One day -- and one day soon -- teens will no longer consider police officers as the natural enemy but rather as an ally in the community. Instead of protecting their friends from the law, Toronto's youth will turn to the neighbourhood cop with any troubling information.
Teens from across the city, from the marginalized neighbourhood to the uppity ones, will respect and appreciate the badge and the uniform instead of running away from it the way they do now.
That is the vision of the Toronto Police School Resource Officer program, but critics say that vision is nothing more than a dream.
It must be said that the SRO program -- which sees police officers placed in schools alongside students in a bid to strengthen relations with teens -- has seen a fair bit of success in several municipalities across North America.

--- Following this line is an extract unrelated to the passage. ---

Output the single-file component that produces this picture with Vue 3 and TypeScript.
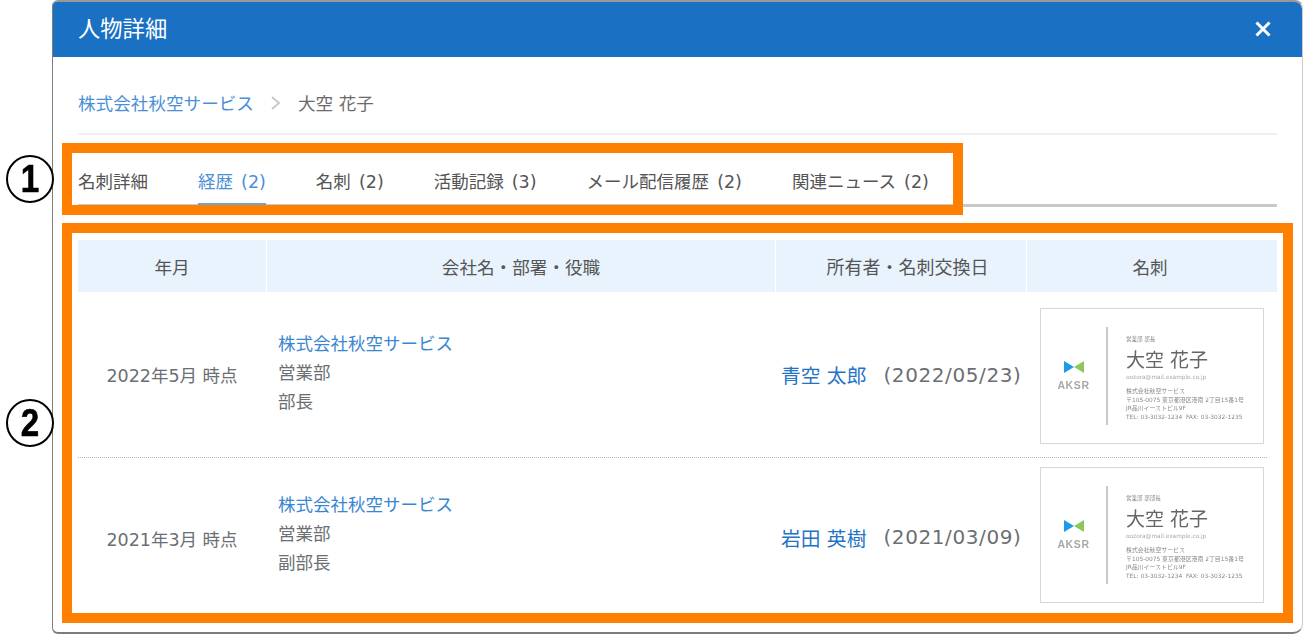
<script setup lang="ts">
interface HistoryRow {
  period: string
  company: string
  dept: string
  title: string
  owner: string
  date: string
  cardTitle: string
}

const tabs = [
  { label: '名刺詳細', active: false },
  { label: '経歴 (2)', active: true },
  { label: '名刺 (2)', active: false },
  { label: '活動記録 (3)', active: false },
  { label: 'メール配信履歴 (2)', active: false },
  { label: '関連ニュース (2)', active: false },
]

const rows: HistoryRow[] = [
  {
    period: '2022年5月 時点',
    company: '株式会社秋空サービス',
    dept: '営業部',
    title: '部長',
    owner: '青空 太郎',
    date: '(2022/05/23)',
    cardTitle: '営業部 部長',
  },
  {
    period: '2021年3月 時点',
    company: '株式会社秋空サービス',
    dept: '営業部',
    title: '副部長',
    owner: '岩田 英樹',
    date: '(2021/03/09)',
    cardTitle: '営業部 部部長',
  },
]
</script>

<template>
  <div class="page">
    <div class="dialog">
      <header class="dialog-head">
        <h1>人物詳細</h1>
        <svg class="close" width="18" height="16" viewBox="0 0 18 16">
          <path d="M2.5 1.5 L15.5 14.5 M15.5 1.5 L2.5 14.5" stroke="#fff" stroke-width="3" fill="none" />
        </svg>
      </header>

      <div class="dialog-body">
        <nav class="crumbs">
          <a>株式会社秋空サービス</a>
          <svg width="12" height="16" viewBox="0 0 12 16">
            <path d="M2 2 L9 8 L2 14" stroke="#c4c8cc" stroke-width="1.8" fill="none" />
          </svg>
          <span>大空 花子</span>
        </nav>

        <div class="tabs">
          <div v-for="t in tabs" :key="t.label" class="tab" :class="{ active: t.active }">{{ t.label }}</div>
        </div>

        <div class="table">
          <div class="th">年月</div>
          <div class="th">会社名・部署・役職</div>
          <div class="th th-owner">所有者・名刺交換日</div>
          <div class="th th-card">名刺</div>

          <template v-for="(r, i) in rows" :key="r.period">
            <div class="td period" :class="{ first: i === 0 }">{{ r.period }}</div>
            <div class="td company" :class="{ first: i === 0 }">
              <a>{{ r.company }}</a>
              <span>{{ r.dept }}</span>
              <span>{{ r.title }}</span>
            </div>
            <div class="td owner" :class="{ first: i === 0 }">
              <a>{{ r.owner }}</a>
              <span>{{ r.date }}</span>
            </div>
            <div class="td card-cell" :class="{ first: i === 0 }">
              <div class="card">
                <div class="card-logo">
                  <svg width="20" height="12" viewBox="0 0 20 12">
                    <path d="M0 0 L10 6 L0 12 Z" fill="#1e9be8" />
                    <path d="M20 0 L10 6 L20 12 Z" fill="#8cc859" />
                  </svg>
                  <b>AKSR</b>
                </div>
                <div class="card-info">
                  <p class="c-title">{{ r.cardTitle }}</p>
                  <p class="c-name">大空 花子</p>
                  <p class="c-mail">oozora@mail.example.co.jp</p>
                  <p class="c-addr">株式会社秋空サービス</p>
                  <p class="c-addr">〒105-0075 東京都港区港南 2丁目15番1号</p>
                  <p class="c-addr">JR品川イーストビル9F</p>
                  <p class="c-addr">TEL: 03-3032-1234 &nbsp;FAX: 03-3032-1235</p>
                </div>
              </div>
            </div>
            <div v-if="i === 0" class="divider"></div>
          </template>
        </div>
      </div>

      <!-- annotation overlays -->
      <div class="mark mark-tabs"></div>
      <div class="mark mark-table"></div>
    </div>

    <div class="num num-1"><span>1</span></div>
    <div class="num num-2"><span>2</span></div>
  </div>
</template>

<style>
body {
  background: #fff;
  overflow: hidden;
}
</style>

<style scoped>
.page {
  position: relative;
  width: 1303px;
  height: 635px;
  padding: 0 0 0 52px;
  box-sizing: border-box;
  font-family: "DejaVu Sans", "Noto Sans CJK JP", sans-serif;
  color: #666;
  overflow: hidden;
}

.dialog {
  position: relative;
  width: 1251px;
  height: 634px;
  box-sizing: border-box;
  border: 1px solid #7d7d7d;
  border-top: 2px solid #999;
  border-bottom: 2px solid #7d7d7d;
  border-right-color: #ccc;
  border-radius: 6px 8px 10px 6px;
  background: #fff;
}

.dialog-head {
  display: flex;
  align-items: center;
  justify-content: space-between;
  height: 55px;
  padding: 0 30px 0 25px;
  background: #1a70c3;
  border-radius: 4px 7px 0 0;
}

.dialog-head h1 {
  margin: 0 0 6px;
  font-size: 22.3px;
  font-weight: 400;
  color: #fff;
}

.close {
  display: block;
  margin-bottom: 1px;
}

.dialog-body {
  padding: 0 25px;
}

.crumbs {
  display: flex;
  align-items: center;
  height: 61px;
  padding-top: 15px;
  border-bottom: 2px solid #efefef;
  font-size: 17.6px;
}

.crumbs a {
  color: #4a90d6;
}

.crumbs svg {
  margin: 0 16px;
}

.crumbs span {
  color: #6a6a6a;
}

.tabs {
  display: flex;
  gap: 50px;
  height: 72px;
  border-bottom: 3px solid #c9c9c9;
  box-sizing: border-box;
  align-items: flex-end;
}

.tab {
  height: 47px;
  line-height: 48px;
  font-size: 17.5px;
  word-spacing: 2.5px;
  color: #555;
  white-space: nowrap;
  margin-bottom: -1px;
  box-sizing: border-box;
}

.tab.active {
  color: #4a90d6;
  border-bottom: 2px solid #6ba5de;
}

.table {
  display: grid;
  grid-template-columns: 188px 509px 251px 251px;
  margin-top: 33px;
}

.th {
  display: flex;
  align-items: center;
  justify-content: center;
  height: 52px;
  background: #e8f3fd;
  border-left: 1px solid #fff;
  font-size: 17.6px;
  color: #555;
  box-sizing: border-box;
}

.th:first-child {
  border-left: 0;
}

.th-owner {
  padding-left: 13px;
  font-size: 18px;
}

.th-card {
  padding-right: 4px;
}

.td {
  display: flex;
  height: 162px;
  box-sizing: border-box;
  font-size: 17.5px;
  color: #6b6f73;
}

.td.first {
  height: 165px;
}

.divider {
  grid-column: 1 / -1;
  height: 0;
  margin-right: 10px;
  border-bottom: 1px dotted #b5b5b5;
}

.period {
  align-items: center;
  justify-content: center;
  padding-bottom: 1px;
}

.period.first {
  padding-bottom: 0;
}

.company {
  flex-direction: column;
  justify-content: center;
  gap: 5px;
  padding-left: 12px;
  padding-bottom: 11px;
  line-height: 24px;
}

.company.first {
  padding-bottom: 3px;
}

.company a {
  color: #3a86cf;
}

.owner {
  align-items: center;
  padding-left: 6px;
  padding-bottom: 4px;
  font-size: 19.8px;
  white-space: nowrap;
}

.owner.first {
  padding-bottom: 0;
}

.owner a {
  color: #1f74c6;
  margin-right: 17px;
}

.owner span {
  font-size: 20px;
  letter-spacing: 0.6px;
}

.card-cell {
  align-items: flex-start;
  padding: 9px 0 0 14px;
}

.td.first.card-cell {
  padding-top: 16px;
}

.card {
  display: flex;
  align-items: center;
  width: 224px;
  height: 136px;
  box-sizing: border-box;
  border: 1px solid #d4d6d9;
  background: #fff;
  filter: blur(0.35px);
}

.card-logo {
  display: flex;
  flex-direction: column;
  align-items: center;
  gap: 6px;
  width: 65px;
}

.card-logo b {
  font-family: "Liberation Sans", sans-serif;
  font-size: 10.5px;
  font-weight: 700;
  letter-spacing: 0.6px;
  line-height: 12px;
  color: #a8a8a8;
}

.card-info {
  height: 98px;
  padding-left: 18px;
  border-left: 2px solid #c8c8c8;
  box-sizing: border-box;
  white-space: nowrap;
}

.card-info p {
  margin: 0;
}

.c-title {
  font-size: 5.5px;
  line-height: 8px;
  color: #888;
  margin-top: 8px !important;
}

.c-name {
  font-size: 19px;
  line-height: 25px;
  margin-top: 5px !important;
  color: #666;
}

.c-mail {
  font-size: 5.8px;
  line-height: 8px;
  color: #aaa;
  margin: 0 0 6px !important;
}

.c-addr {
  font-size: 5.9px;
  line-height: 8.7px;
  color: #888;
}

.mark {
  position: absolute;
  border: 10px solid #ff8000;
  box-sizing: border-box;
  pointer-events: none;
}

.mark-tabs {
  left: 9px;
  top: 141px;
  width: 901px;
  height: 72px;
}

.mark-table {
  left: 9px;
  top: 221px;
  width: 1231px;
  height: 400px;
}

.num {
  position: absolute;
  left: 6px;
  width: 48px;
  height: 48px;
  box-sizing: border-box;
  border: 2px solid #000;
  border-radius: 50%;
  background: #fff;
  color: #000;
  font-family: "Liberation Sans", sans-serif;
  font-size: 39px;
  font-weight: 700;
  line-height: 44px;
  text-align: center;
}

.num span {
  display: inline-block;
  transform: scaleX(0.85);
  -webkit-text-stroke: 0.6px #000;
}

.num-1 {
  top: 155px;
}

.num-2 {
  top: 399px;
}
</style>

But the initiative is fairly new in Toronto, having started in 2008 with 29 schools taking part. The program expanded in 2009 to include more than 50 schools.
Is it a success so far? Toronto police say it undoubtedly is.
Advocacy groups say the program is as damaging as it is beneficial.
Students however, seem to be approaching the program with caution. They are proud to acknowledge the positive changes the SRO brings to schools, but they are also quick to laugh at the notion that the long-standing discord between teens and police will ever change for good.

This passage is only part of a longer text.